Finally we run an additional 105-ps pre-equilibration simulation in NPT ensemble. In this step, we equilibrate the system with the multiple time step integrator, r-RESPA (VRES, timestep of 3.5 fs). The integration with the longer time step requires HMR and group T/P options.
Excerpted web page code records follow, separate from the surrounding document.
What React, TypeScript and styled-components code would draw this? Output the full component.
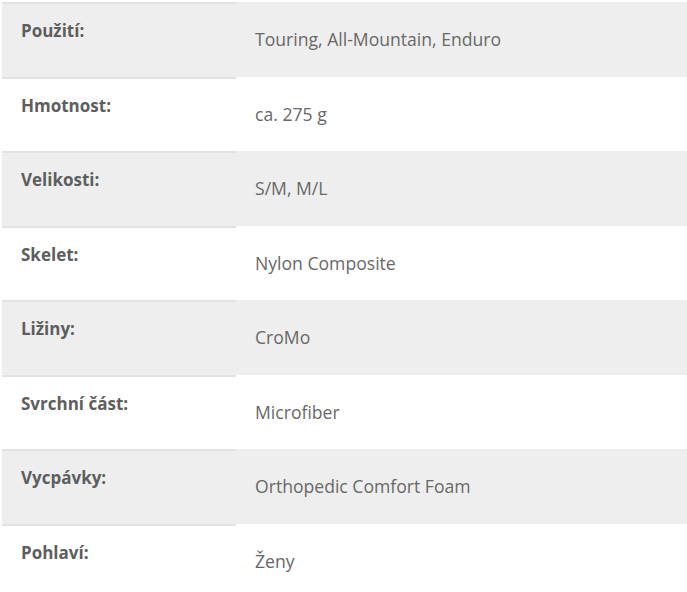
import React from "react";
import styled, { createGlobalStyle } from "styled-components";

const Global = createGlobalStyle`
  html, body { margin: 0; padding: 0; background: #ffffff; }
  body { font-family: "Open Sans", Lato, sans-serif; }
`;

const Table = styled.div`
  display: flex;
  flex-direction: column;
  padding: 2px 0 0 2px;
`;

const Row = styled.div<{ $shaded: boolean }>`
  display: grid;
  grid-template-columns: 234px 1fr;
  height: 74.5px;
  background: ${(p) => (p.$shaded ? "#eeeeee" : "#ffffff")};
`;

const Label = styled.div`
  border-top: 2px solid #e2e2e2;
  padding: 16px 0 0 19px;
  font-size: 17px;
  font-weight: 700;
  color: #5e5e5e;
  line-height: 22px;
`;

const Value = styled.div`
  display: flex;
  align-items: center;
  padding: 0 0 0 19px;
  font-size: 17.6px;
  color: #686868;
  line-height: 22px;
`;

const rows: [string, string][] = [
  ["Použití:", "Touring, All-Mountain, Enduro"],
  ["Hmotnost:", "ca. 275 g"],
  ["Velikosti:", "S/M, M/L"],
  ["Skelet:", "Nylon Composite"],
  ["Ližiny:", "CroMo"],
  ["Svrchní část:", "Microfiber"],
  ["Vycpávky:", "Orthopedic Comfort Foam"],
  ["Pohlaví:", "Ženy"],
];

export default function App() {
  return (
    <>
      <Global />
      <Table>
        {rows.map(([k, v], i) => (
          <Row key={k} $shaded={i % 2 === 0}>
            <Label>{k}</Label>
            <Value>{v}</Value>
          </Row>
        ))}
      </Table>
    </>
  );
}
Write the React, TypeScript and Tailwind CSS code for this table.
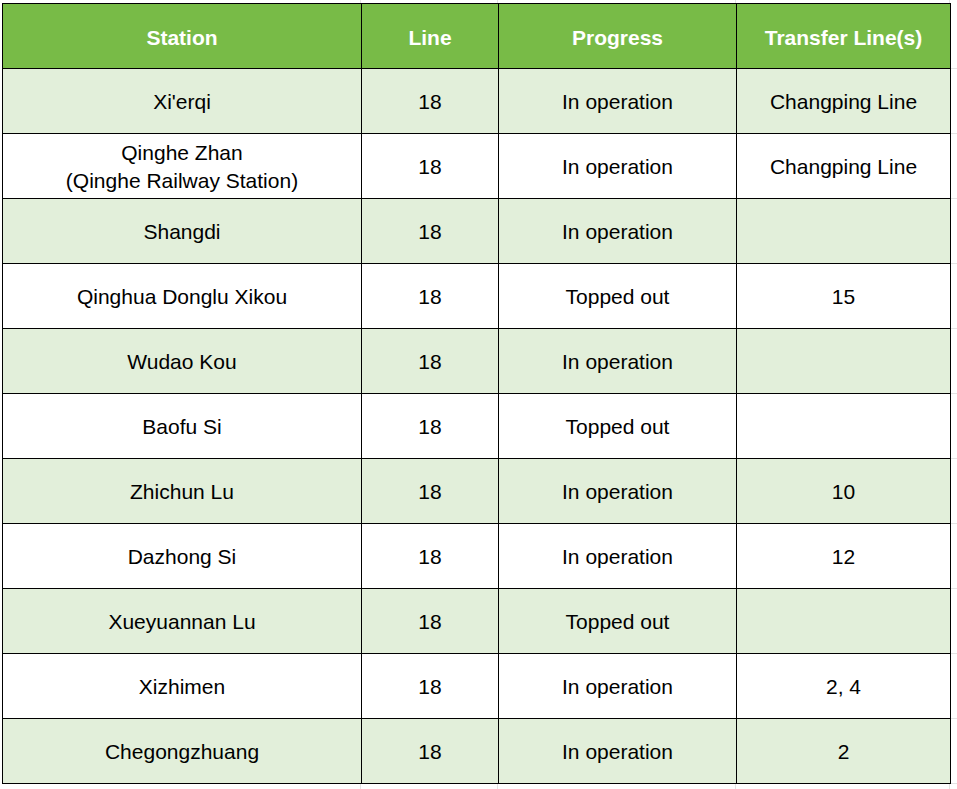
const rows: [string[], string, string, string][] = [
  [["Xi'erqi"], '18', 'In operation', 'Changping Line'],
  [['Qinghe Zhan', '(Qinghe Railway Station)'], '18', 'In operation', 'Changping Line'],
  [['Shangdi'], '18', 'In operation', ''],
  [['Qinghua Donglu Xikou'], '18', 'Topped out', '15'],
  [['Wudao Kou'], '18', 'In operation', ''],
  [['Baofu Si'], '18', 'Topped out', ''],
  [['Zhichun Lu'], '18', 'In operation', '10'],
  [['Dazhong Si'], '18', 'In operation', '12'],
  [['Xueyuannan Lu'], '18', 'Topped out', ''],
  [['Xizhimen'], '18', 'In operation', '2, 4'],
  [['Chegongzhuang'], '18', 'In operation', '2'],
];

function GridStrip({ h }: { h: string }) {
  // faint spreadsheet gridlines peeking out around the table
  return (
    <div className={`flex ${h}`}>
      <div className="w-[361px] border-r border-[#e3e3e3]" />
      <div className="w-[137px] border-r border-[#e3e3e3]" />
      <div className="w-[238px] border-r border-[#e3e3e3]" />
      <div className="w-[214px] border-r border-[#e3e3e3]" />
    </div>
  );
}

export default function App() {
  return (
    <div
      className="w-[957px] h-[789px] bg-white overflow-hidden text-black"
      style={{ fontFamily: '"Liberation Sans", Arial, sans-serif' }}
    >
      <GridStrip h="h-[3px]" />
      <div className="pl-[2px]">
        <table className="table-fixed border-collapse w-[955px]">
          <colgroup>
            <col className="w-[359px]" />
            <col className="w-[137px]" />
            <col className="w-[238px]" />
            <col className="w-[214px]" />
            <col className="w-[7px]" />
          </colgroup>
          <thead>
            <tr className="h-[65px]">
              {['Station', 'Line', 'Progress', 'Transfer Line(s)'].map((t) => (
                <th
                  key={t}
                  className="border border-black bg-[#78bb47] text-white font-bold text-[21px] text-center align-middle p-0 pt-[4px]"
                >
                  {t}
                </th>
              ))}
              <td className="border-b border-[#e3e3e3]" />
            </tr>
          </thead>
          <tbody>
            {rows.map(([station, line, progress, transfer], i) => (
              <tr key={i} className="h-[65px]">
                {[station, [line], [progress], [transfer]].map((lines, j) => (
                  <td
                    key={j}
                    className={`border border-black text-[21px] leading-[28px] text-center align-middle p-0 pt-[2px] ${
                      i % 2 === 0 ? 'bg-[#e2efda]' : 'bg-white'
                    }`}
                  >
                    {lines.map((l, k) => (
                      <div key={k}>{l}</div>
                    ))}
                  </td>
                ))}
                <td className="border-b border-[#e3e3e3]" />
              </tr>
            ))}
          </tbody>
        </table>
      </div>
      <GridStrip h="h-[6px]" />
    </div>
  );
}
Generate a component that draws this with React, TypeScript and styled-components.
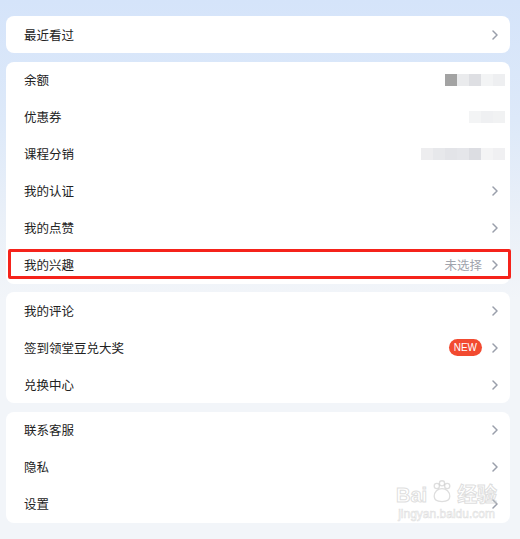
import styled, { createGlobalStyle } from "styled-components";

const GlobalStyle = createGlobalStyle`
  html, body {
    margin: 0;
    padding: 0;
  }
  body {
    font-family: "Noto Sans CJK SC", "Noto Sans", "Liberation Sans", sans-serif;
    background: #f2f5f9;
  }
`;

type Item = {
  label: string;
  value?: string;
  badge?: string;
  mosaic?: string[];
  chevron?: boolean;
  marked?: boolean;
};

const groups: Item[][] = [
  [{ label: "最近看过", chevron: true }],
  [
    {
      label: "余额",
      mosaic: ["#a3a3a3", "#eaebed", "#dedfe3", "#f3f4f5", "#eeeff1"],
    },
    {
      label: "优惠券",
      mosaic: ["#f3f4f5", "#eff0f2", "#f1f2f3"],
    },
    {
      label: "课程分销",
      mosaic: ["#ededef", "#e7e8eb", "#e3e4e8", "#e5e6ea", "#dcdde2", "#f4f4f5", "#f0f0f2"],
    },
    { label: "我的认证", chevron: true },
    { label: "我的点赞", chevron: true },
    { label: "我的兴趣", value: "未选择", chevron: true, marked: true },
  ],
  [
    { label: "我的评论", chevron: true },
    { label: "签到领堂豆兑大奖", badge: "NEW", chevron: true },
    { label: "兑换中心", chevron: true },
  ],
  [
    { label: "联系客服", chevron: true },
    { label: "隐私", chevron: true },
    { label: "设置", chevron: true },
  ],
];

export default function App() {
  return (
    <Page>
      <GlobalStyle />
      {groups.map((group, gi) => (
        <Card key={gi}>
          {group.map((item) => (
            <Row key={item.label}>
              <Label>{item.label}</Label>
              <Right>
                {item.value && <Value>{item.value}</Value>}
                {item.badge && <Badge>{item.badge}</Badge>}
                {item.mosaic && (
                  <Mosaic>
                    {item.mosaic.map((c, i) => (
                      <Tile key={i} $color={c} />
                    ))}
                  </Mosaic>
                )}
                {item.chevron && <Chevron />}
              </Right>
              {item.marked && <Marker />}
            </Row>
          ))}
        </Card>
      ))}
      <Watermark>
        <WmTop>
          Bai
          <Paw viewBox="0 0 30 30">
            <circle cx="9" cy="8" r="3" />
            <circle cx="15" cy="5" r="3" />
            <circle cx="21" cy="8" r="3" />
            <path d="M6 20c0-5 4-9 9-9s9 4 9 9c0 4-3 6-9 6s-9-2-9-6z" />
          </Paw>
          经验
        </WmTop>
        <WmBottom>jingyan.baidu.com</WmBottom>
      </Watermark>
    </Page>
  );
}

function Chevron() {
  return (
    <ChevronSvg viewBox="0 0 6 10">
      <polyline points="1,1 5,5 1,9" />
    </ChevronSvg>
  );
}

const Page = styled.div`
  position: relative;
  min-height: 539px;
  box-sizing: border-box;
  padding: 16px 10px 16px 6px;
  display: flex;
  flex-direction: column;
  gap: 8.5px;
  background: linear-gradient(
    180deg,
    #d5e4fa 0px,
    #dde9f9 120px,
    #eaf0f8 220px,
    #f2f5f9 300px,
    #f2f5f9 100%
  );
`;

const Card = styled.div`
  background: #fff;
  border-radius: 8px;
  display: flex;
  flex-direction: column;
`;

const Row = styled.div`
  position: relative;
  height: 37px;
  display: flex;
  align-items: center;
  justify-content: space-between;
  padding: 0 12px 0 18px;
`;

const Label = styled.span`
  font-size: 12.5px;
  line-height: 16px;
  color: #222;
`;

const Right = styled.div`
  display: flex;
  align-items: center;
  gap: 10px;
`;

const Value = styled.span`
  font-size: 12.5px;
  line-height: 16px;
  color: #a0a4ad;
`;

const Badge = styled.span`
  height: 17px;
  padding: 0 5px;
  border-radius: 9px;
  background: #f24a30;
  color: #fff;
  font-family: "Liberation Sans", Arial, sans-serif;
  font-size: 10px;
  line-height: 17px;
`;

const Mosaic = styled.div`
  display: flex;
  margin-right: -7px;
  filter: blur(0.4px);
`;

const Tile = styled.div<{ $color: string }>`
  width: 12px;
  height: 12px;
  background: ${(p) => p.$color};
`;

const ChevronSvg = styled.svg`
  width: 6px;
  height: 10px;
  fill: none;
  stroke: #9a9fab;
  stroke-width: 1.5;
  stroke-linecap: round;
  stroke-linejoin: round;
`;

const Marker = styled.div`
  position: absolute;
  left: 2px;
  right: -1px;
  top: 2px;
  bottom: 5px;
  border: 3px solid #f5231b;
  border-radius: 2px;
  pointer-events: none;
`;

const Watermark = styled.div`
  position: absolute;
  left: 396px;
  top: 483px;
  display: flex;
  flex-direction: column;
  align-items: center;
  color: rgba(200, 200, 200, 0.35);
  pointer-events: none;
`;

const WmTop = styled.div`
  display: flex;
  align-items: center;
  font-family: "Liberation Sans", "Noto Sans CJK SC", sans-serif;
  font-size: 20px;
  font-weight: bold;
  line-height: 24px;
  color: transparent;
  -webkit-text-stroke: 1px rgba(200, 200, 200, 0.6);
`;

const Paw = styled.svg`
  width: 26px;
  height: 26px;
  fill: none;
  stroke: rgba(200, 200, 200, 0.6);
  stroke-width: 1.5;
  margin: -6px 2px 0;
`;

const WmBottom = styled.div`
  font-family: "Liberation Sans", sans-serif;
  font-size: 12px;
  line-height: 14px;
  color: transparent;
  -webkit-text-stroke: 0.6px rgba(200, 200, 200, 0.6);
`;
The following is the important options in the control file (step2.5.inp).

[DYNAMICS]
integrator        =   VRES  # [LEAP,VVER,VRES]
nsteps            =  30000  # number of MD steps (105 ps)
timestep          = 0.0035  # timestep (3.5 fs)
eneout_period     =    300  # energy output period (1.05 ps)
crdout_period     =    300  # coordinates output period (1.05 ps)
rstout_period     =  30000  # restart output period
nbupdate_period   =      6  # nonbond update period
elec_long_period  =      2  # period of reciprocal space calculation
thermostat_period =      6  # period of thermostat update
barostat_period   =      6  # period of barostat update
hydrogen_mr       = yes     # Turn on HMR
hmr_ratio         = 3.0
hmr_ratio_xh1     = 2.0
hmr_target        = solute  # Apply HMR only to solute

[ENSEMBLE]
ensemble         = NPT      # [NVE,NVT,NPT,NPAT,NPgT]
tpcontrol        = BUSSI    # [NO,BERENDSEN,BUSSI,LANGEVIN]
temperature      = 300      # initial and target temperature (K)
pressure         = 1.0      # target pressure (atm)
group_tp         = YES      # usage of group tempeature and pressure

To run this step, we use the following command.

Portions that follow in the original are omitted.